Me inclino a pensar que el manido ideal de genio creativo se engendró con la vida de Mozart. Me refiero a aquel que describe al creador como un artista sufriente, que se consume a medida que crea, con tendencias autodestructivas y atormentadas, muerto antes de tiempo, incomprendido y con una convulsión a ser creativo. Es una descripción bastante cercana a su vida, pero en su caso, no eran hechos idealizados, aunque tampoco eran completamente ciertos (tuvo momentos felices y otros desdichados como cualquier persona, no se trataba de alguien eminentemente atormentado y tampoco era infrecuente en el siglo XVIII morir a los treinta y seis años). Esta descripción bastó para que se instalara la idea de que era señal de ser un genio creativo —y esto incluye acaso con más intensidad el caso de los escritores— el ser una persona sufriente que reúne al menos un par de las características mentadas. Lo cierto es que tanto el ideal de genio desde Mozart como la necesidad de ser sufriente para ser creativo son invenciones, quizás como todas las cosas. Haruki Murakami, en algunas cosas tan cera de la tradición literaria japonesa y en otras ciertamente lejos, se preguntaba con una candidez muy lúcida, a propósito de la larga tradición de escritores atormentados ¿Por qué hay que sufrir para ser un buen escritor? ¿Cuál es el problema con ser feliz? Parafraseo esto de su libro ¿De qué hablo cuando hablo de escribir?, donde además confiesa que su vida era apacible y rutinaria, y que nunca tuvo pretensiones de darle originalidad para aumentar su fama. Que quizás el mayor representante de la literatura japonesa luego de los tan atormentados como portentosos Mishima y Kawabata insista en que no es necesario sufrir para crear es una magnífica ironía. Pero ello no convierte el enunciado en algo menos cierto, por el contrario, lo reafirma y devuelve a su autor a la ruta tradicional en la búsqueda de la sabiduría oriental, que a su modo abandonaron Mishima y Kawabata.

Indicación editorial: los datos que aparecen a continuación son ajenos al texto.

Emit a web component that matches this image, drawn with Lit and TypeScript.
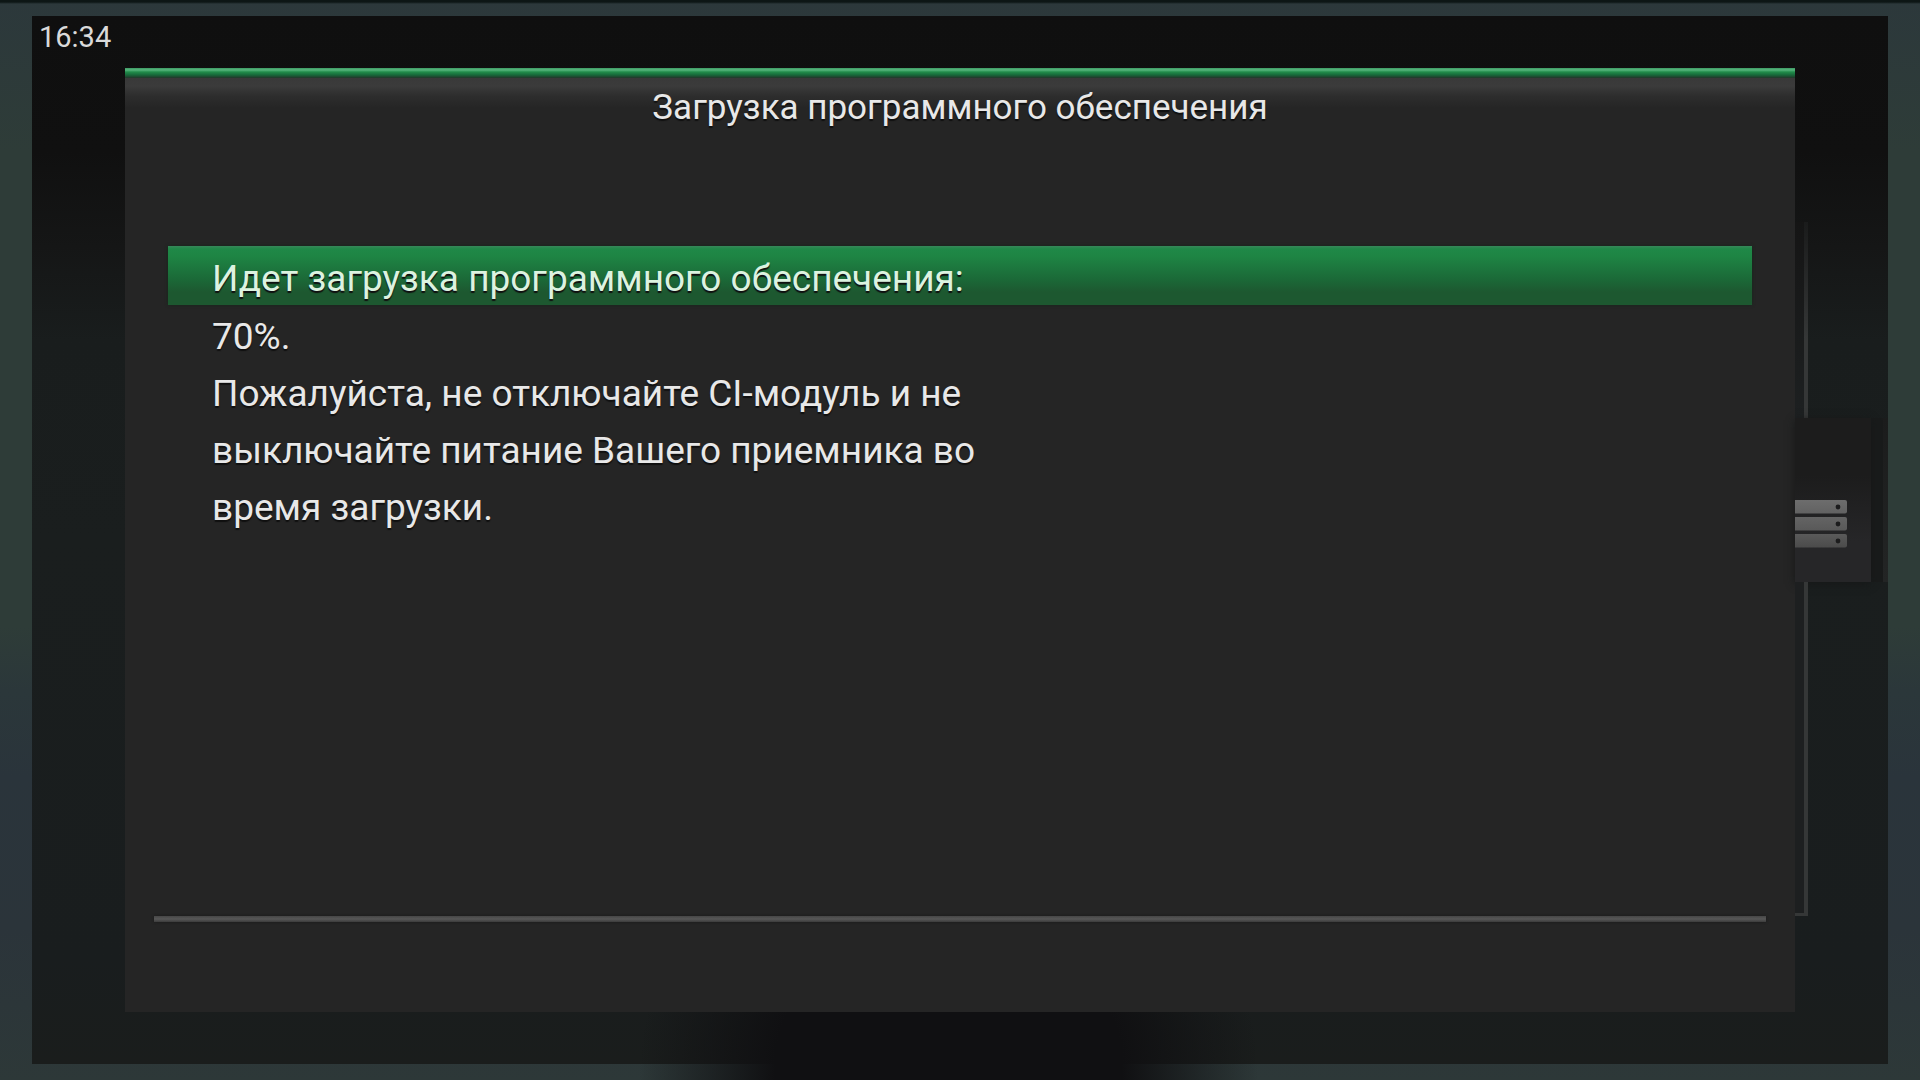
import { LitElement, html, svg, css } from "lit";
import { customElement, property } from "lit/decorators.js";

@customElement("server-icon")
class ServerIcon extends LitElement {
  static styles = css`
    :host { display: block; }
    .icon { display: block; }
  `;
  render() {
    const slab = (y: number, fill: string) => svg`
      <path d="M0 ${y}H50Q52 ${y} 52 ${y + 2}V${y + 11.5}Q52 ${y + 13.5} 50 ${y + 13.5}H0Z" fill=${fill}></path>
      <circle cx="43" cy=${y + 7} r="2.4" fill="#1c1c1d"></circle>`;
    return html`<svg class="icon" width="52" height="48" viewBox="0 0 52 48" aria-hidden="true">
      <defs>
        <linearGradient id="a" x1="0" y1="0" x2="0" y2="1"><stop offset="0" stop-color="#6d6d6d"/><stop offset="1" stop-color="#626262"/></linearGradient>
        <linearGradient id="b" x1="0" y1="0" x2="0" y2="1"><stop offset="0" stop-color="#646464"/><stop offset="1" stop-color="#595959"/></linearGradient>
        <linearGradient id="c" x1="0" y1="0" x2="0" y2="1"><stop offset="0" stop-color="#5a5a5a"/><stop offset="1" stop-color="#4b4b4b"/></linearGradient>
      </defs>
      ${slab(0, "url(#a)")}${slab(17, "url(#b)")}${slab(34, "url(#c)")}
    </svg>`;
  }
}

@customElement("side-rail")
class SideRail extends LitElement {
  static styles = css`
    :host { display: flex; flex-direction: column; padding: 154px 0 96px; box-sizing: border-box; }
    .track { width: 13px; box-sizing: border-box; border-right: 4px solid #353737; background: #1d1f20; }
    .upper { flex: 197; border-image: linear-gradient(#1a1b1b, #353737 60%) 1; background: linear-gradient(#151515, #1d2021); }
    .lower { flex: 332; border-bottom: 3px solid #353737; }
    .tiles { display: flex; justify-content: space-between; height: 164px; background: #191b1b; }
    .tile { width: 76px; box-sizing: border-box; padding-top: 82px; background: linear-gradient(#1c1c1c 35%, #262628 75%); box-shadow: 0 2px 8px #161818; }
    .next { width: 5px; background: linear-gradient(#1b1c1c, #232525); }
  `;
  render() {
    return html`
      <div class="track upper"></div>
      <div class="tiles">
        <div class="tile"><server-icon></server-icon></div>
        <div class="next"></div>
      </div>
      <div class="track lower"></div>`;
  }
}

@customElement("message-dialog")
class MessageDialog extends LitElement {
  @property() heading = "";
  @property({ type: Array }) lines: string[] = [];
  @property({ type: Number }) selected = 0;

  static styles = css`
    :host { display: flex; flex-direction: column; background: #252525; color: #e8e8e8; text-shadow: 0 2px 1px #101010; }
    .edge { height: 10px; background: linear-gradient(#3d9a63 0, #57b57d 20%, #218c4a 40%, #17683a 70%, #23352a 100%); }
    .title { box-sizing: border-box; height: 168px; margin: 0; padding-top: 7px; font-size: 35px; line-height: 46px; font-weight: 400; text-align: center;
      background: linear-gradient(#393939, #3b3b3b 8px, #2d2d2d 18px, #252525 30px); }
    .list { list-style: none; margin: 0 43px; padding: 0; flex: 1; font-size: 37px; line-height: 51px; }
    .line { padding: 6px 44px 0; }
    .line.selected { padding: 7px 44px 1px; color: #dcf3e0; background: linear-gradient(#37875a 0, #1f8847 3px, #1e8544 10px, #1b6837 34px, #1d5830 46px); box-shadow: 0 0 3px #16281c; }
    .rule { height: 6px; margin: 0 29px 90px; border: 0; background: linear-gradient(#464646, #575757 50%, #3c3c3c); box-shadow: 0 0 3px #1a1a1a; }
  `;
  render() {
    return html`
      <div class="edge"></div>
      <h1 class="title">${this.heading}</h1>
      <ul class="list">
        ${this.lines.map((l, i) => html`<li class="line ${i === this.selected ? "selected" : ""}">${l}</li>`)}
      </ul>
      <hr class="rule">`;
  }
}

@customElement("app-root")
class AppRoot extends LitElement {
  static styles = css`
    :host { display: flex; min-height: 100vh; box-sizing: border-box; padding: 16px 32px;
      font-family: Roboto, "Liberation Sans", sans-serif;
      background:
        linear-gradient(#0d1615 2px, transparent 4px),
        radial-gradient(ellipse 310px 240px at 49.4% 100%, #101012 56%, transparent 100%),
        linear-gradient(#2c383b 0, #2e3c38 14%, #2e3c38 58%, #2b373a 64%, #2a343b 72%, #2b343a 86%, #2d3838 100%); }
    .screen { flex: 1; display: grid; grid-template-columns: 93px 1fr 93px; grid-template-rows: 52px 1fr 52px;
      background:
        radial-gradient(ellipse 310px 240px at 49.4% 100%, #101012 56%, transparent 100%),
        linear-gradient(#0f0f0f 0, #101010 13%, #151616 22%, #191d1d 31%, #1a1e1e 50%, #191d1e 90%, #1a1d1c 100%); }
    .clock { grid-column: 1 / -1; padding-left: 7px; font-size: 29px; line-height: 42px; color: #dadada; }
    .dialog { grid-column: 2; grid-row: 2; }
    .rail { grid-column: 3; grid-row: 2; }
  `;
  lines = [
    "Идет загрузка программного обеспечения:",
    "70%.",
    "Пожалуйста, не отключайте CI-модуль и не",
    "выключайте питание Вашего приемника во",
    "время загрузки.",
  ];
  render() {
    return html`
      <main class="screen">
        <time class="clock">16:34</time>
        <message-dialog class="dialog" role="dialog" heading="Загрузка программного обеспечения" .lines=${this.lines}></message-dialog>
        <side-rail class="rail"></side-rail>
      </main>`;
  }
}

Refiriéndonos exclusivamente a lo más virtuoso de la literatura de Murakami, cabe valorar la agilidad y el goce con que narra e hilvana historias. Multiplica personajes y circunstancias, vivencias y acontecimientos minuciosamente entrelazados con la naturalidad de quien bosteza. Por otro lado —esta es quizás una apreciación de un lector en exceso de nuestra época— es entretenido. Y ese es un elemento que no necesariamente está presente en toda buena literatura.

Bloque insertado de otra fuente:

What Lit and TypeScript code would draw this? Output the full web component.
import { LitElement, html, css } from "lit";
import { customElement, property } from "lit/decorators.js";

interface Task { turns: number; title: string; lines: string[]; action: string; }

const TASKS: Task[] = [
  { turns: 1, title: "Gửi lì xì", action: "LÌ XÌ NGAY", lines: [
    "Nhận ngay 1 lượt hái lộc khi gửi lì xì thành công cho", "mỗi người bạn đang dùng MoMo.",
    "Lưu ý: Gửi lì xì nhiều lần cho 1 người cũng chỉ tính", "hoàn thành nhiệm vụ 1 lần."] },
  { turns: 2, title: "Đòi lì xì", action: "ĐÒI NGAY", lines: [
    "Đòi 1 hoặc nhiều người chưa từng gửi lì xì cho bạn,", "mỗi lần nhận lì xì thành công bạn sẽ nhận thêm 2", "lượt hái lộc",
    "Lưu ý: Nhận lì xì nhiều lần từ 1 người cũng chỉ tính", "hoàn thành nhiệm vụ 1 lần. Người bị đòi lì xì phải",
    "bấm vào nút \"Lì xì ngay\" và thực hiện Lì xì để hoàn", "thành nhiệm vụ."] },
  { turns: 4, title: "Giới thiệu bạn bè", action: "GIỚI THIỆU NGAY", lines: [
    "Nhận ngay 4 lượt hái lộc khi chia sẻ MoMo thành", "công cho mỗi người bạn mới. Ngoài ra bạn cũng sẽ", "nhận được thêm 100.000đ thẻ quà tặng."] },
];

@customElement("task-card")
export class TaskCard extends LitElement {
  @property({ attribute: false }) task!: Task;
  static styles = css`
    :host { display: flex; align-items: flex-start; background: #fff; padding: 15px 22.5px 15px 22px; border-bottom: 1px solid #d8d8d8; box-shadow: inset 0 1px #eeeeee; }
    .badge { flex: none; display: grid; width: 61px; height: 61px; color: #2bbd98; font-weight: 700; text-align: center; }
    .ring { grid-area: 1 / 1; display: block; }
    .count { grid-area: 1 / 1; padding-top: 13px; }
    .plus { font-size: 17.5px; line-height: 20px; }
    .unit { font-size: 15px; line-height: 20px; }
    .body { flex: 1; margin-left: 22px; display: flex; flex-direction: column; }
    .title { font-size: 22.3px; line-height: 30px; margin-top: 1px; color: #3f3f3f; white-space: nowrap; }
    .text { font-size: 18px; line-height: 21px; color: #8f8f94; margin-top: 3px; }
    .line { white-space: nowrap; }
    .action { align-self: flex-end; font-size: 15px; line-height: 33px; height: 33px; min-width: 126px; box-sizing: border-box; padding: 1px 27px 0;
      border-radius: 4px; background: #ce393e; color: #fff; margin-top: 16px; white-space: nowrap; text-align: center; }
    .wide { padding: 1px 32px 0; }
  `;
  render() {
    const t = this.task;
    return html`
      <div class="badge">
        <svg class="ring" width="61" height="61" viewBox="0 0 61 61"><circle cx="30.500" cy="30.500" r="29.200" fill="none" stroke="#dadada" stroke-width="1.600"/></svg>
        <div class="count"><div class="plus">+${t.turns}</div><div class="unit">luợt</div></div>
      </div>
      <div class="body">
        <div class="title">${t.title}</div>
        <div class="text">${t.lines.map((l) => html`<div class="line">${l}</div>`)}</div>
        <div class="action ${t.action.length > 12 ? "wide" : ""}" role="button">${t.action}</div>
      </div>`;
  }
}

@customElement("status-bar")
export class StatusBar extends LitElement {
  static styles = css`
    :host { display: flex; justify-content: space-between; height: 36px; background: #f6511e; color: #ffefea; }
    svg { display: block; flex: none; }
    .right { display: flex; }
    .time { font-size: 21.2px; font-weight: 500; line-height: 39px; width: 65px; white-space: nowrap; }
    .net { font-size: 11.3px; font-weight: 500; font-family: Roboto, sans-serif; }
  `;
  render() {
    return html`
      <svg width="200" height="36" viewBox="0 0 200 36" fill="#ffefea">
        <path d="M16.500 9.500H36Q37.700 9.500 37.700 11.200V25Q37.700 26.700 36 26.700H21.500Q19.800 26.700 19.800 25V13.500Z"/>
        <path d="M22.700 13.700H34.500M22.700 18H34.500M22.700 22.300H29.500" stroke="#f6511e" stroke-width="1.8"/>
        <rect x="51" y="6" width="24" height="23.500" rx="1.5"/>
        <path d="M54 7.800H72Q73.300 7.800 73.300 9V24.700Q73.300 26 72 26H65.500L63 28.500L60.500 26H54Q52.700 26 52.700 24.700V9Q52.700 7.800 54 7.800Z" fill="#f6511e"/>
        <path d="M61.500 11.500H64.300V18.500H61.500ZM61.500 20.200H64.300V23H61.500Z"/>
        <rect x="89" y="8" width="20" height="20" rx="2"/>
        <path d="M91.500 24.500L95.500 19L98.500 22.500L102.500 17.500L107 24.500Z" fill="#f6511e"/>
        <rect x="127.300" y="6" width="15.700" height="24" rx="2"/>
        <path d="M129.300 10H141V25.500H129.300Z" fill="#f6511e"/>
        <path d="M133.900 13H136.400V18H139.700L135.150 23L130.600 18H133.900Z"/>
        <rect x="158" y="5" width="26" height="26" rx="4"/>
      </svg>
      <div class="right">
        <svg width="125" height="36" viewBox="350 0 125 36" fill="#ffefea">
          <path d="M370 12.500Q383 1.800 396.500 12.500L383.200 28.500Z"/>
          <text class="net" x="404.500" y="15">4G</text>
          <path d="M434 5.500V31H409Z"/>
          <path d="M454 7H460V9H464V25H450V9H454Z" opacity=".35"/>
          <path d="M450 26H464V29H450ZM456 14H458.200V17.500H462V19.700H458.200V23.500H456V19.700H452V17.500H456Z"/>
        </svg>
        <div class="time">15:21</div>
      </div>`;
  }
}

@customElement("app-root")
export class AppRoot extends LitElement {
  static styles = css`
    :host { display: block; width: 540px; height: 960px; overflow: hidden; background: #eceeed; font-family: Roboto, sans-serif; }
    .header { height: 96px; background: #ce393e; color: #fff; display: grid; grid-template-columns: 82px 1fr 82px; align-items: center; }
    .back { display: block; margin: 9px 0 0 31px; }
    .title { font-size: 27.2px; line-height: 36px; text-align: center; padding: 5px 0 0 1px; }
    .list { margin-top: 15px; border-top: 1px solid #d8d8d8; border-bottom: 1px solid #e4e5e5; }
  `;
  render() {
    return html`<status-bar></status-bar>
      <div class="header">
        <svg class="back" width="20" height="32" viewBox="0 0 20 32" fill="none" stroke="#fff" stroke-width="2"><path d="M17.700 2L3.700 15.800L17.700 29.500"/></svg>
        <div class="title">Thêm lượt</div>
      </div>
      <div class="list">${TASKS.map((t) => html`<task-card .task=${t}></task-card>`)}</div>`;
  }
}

Supongo que la edénica simpleza con que Mozart componía me recuerda a la facilidad y ligereza con que narra Murakami porque en la apreciación de sus obras uno cree percibir que ambos crean no para tratar con su imagen (su ego) sino para con los problemas del mundo y los demás. Eso seguramente les ahorró mucha energía creativa, aligerándoles el peso tanto de los pensamientos como de sus existencias. Quizás por eso las obras de ambos son tan vastas. Quizás esa es la razón por la cual ambos, incluso en los pasajes más dolientes de sus obras, trasuntan solaz y alegría.